L’idea di realizzare una storia di Prato era nata nell’Istituto di Storia Economica della Facoltà di Economia e Commercio di Firenze, alla fine di un seminario dedicato alla storia di Napoli. Giorgio Mori e Giampiero Nigro in un incontro con il sindaco Landini e Eliana Monarca, assessore alla cultura, discussero di tale eventualità. Erano tutti consapevoli che l’opera poteva essere realizzata e «di poter contare, con l’attività dell’Istituto Datini, su illustri studiosi che costituivano un patrimonio di ricchezza culturale e scientifica, uniti intorno a Braudel il cui amore per la Città era da tutti riconosciuto». Era il 1979 e il lorenese accettò con entusiasmo l’incarico di presiedere il Comitato Scientifico e di coordinare i ben sessanta studiosi che guidò con fermezza e lucidità. Come al solito, per tutto quello che riguardava Prato, decise di farsi aiutare da Alberto Tenenti che fu designato coordinatore.
Il progetto fu approvato dal Consiglio Comunale nel 1979. L’impegno finanziario previsto non era trascurabile, 350 milioni di lire che col tempo sarebbero ulteriormente cresciuti, ma furono soldi ben spesi perché l’opera rimane ancora oggi un importante punto di riferimento.
Si trattò di un lavoro impegnativo che si protrasse per molti anni, un cantiere di cui Braudel fu ingegnere e architetto. D’altronde gran parte dei saggi che in essa sono raccolti erano lavori su fonti inedite o poco conosciute e utilizzate; in alcuni casi fu addirittura necessaria la loro inventariazione. Con la stessa meticolosità fu individuato e scelto l'apparato iconografico (mappe, dipinti, sculture, palazzi) descritto e inserito nell’opera. Relativamente a quest’ultimo aspetto non si può non ricordare il contribuito insostituibile di Alessandro Pasquini, il colto e sensibile direttore del Museo Civico cittadino.

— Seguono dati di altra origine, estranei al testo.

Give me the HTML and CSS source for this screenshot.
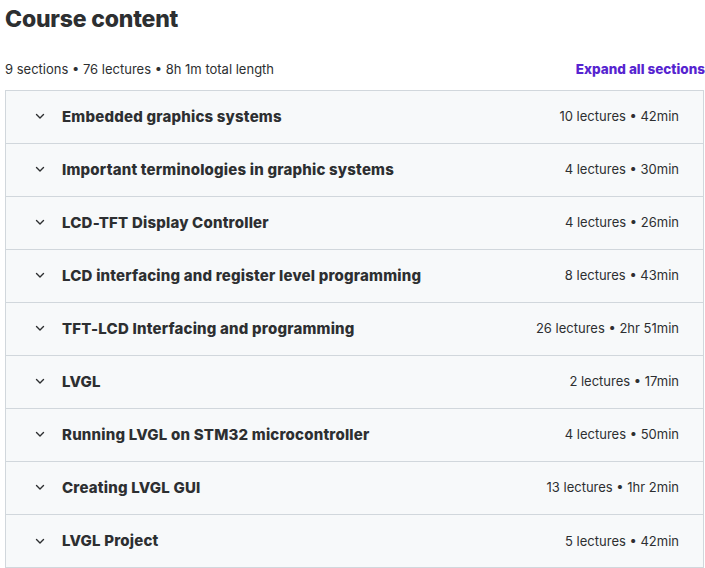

Per tutte queste ragioni i tempi non potevano essere e non furono brevi: il primo volume uscì nel 1986 quando Braudel era già morto. Si trattò del tomo dedicato all’Età Moderna perché gli autori dei saggi dedicati al Medioevo erano in ritardo. Lo storico francese che l’aveva concepita e organizzata non poté dunque presentare l’opera, compito che toccò ad Alberto Tenenti che scrisse una breve introduzione nella quale si ispirò a quanto già sottolineato da Braudel: «Si tratta non solo della storia di Prato ma anche di quella dei Pratesi e cioè della loro storia intima». Gli altri volumi uscirono nel 1988, nel 1991 e nel 1997: in quelle occasioni non c’era più neppure Goffredo Lohengrin Landini.
L’opera si poneva lungo la scia della nouvelle histoire e dei suoi due paradigmi: tensione multidisciplinare e lunga durata, niente di più braudeliano; non a caso, è stato scritto come la finalità fosse, da un lato, quella di «cogliere le grandi linee dello sviluppo organico della comunità pratese» e dall’altro, di evidenziarne «i caratteri originali e le peculiarità oltre che le strutture portanti».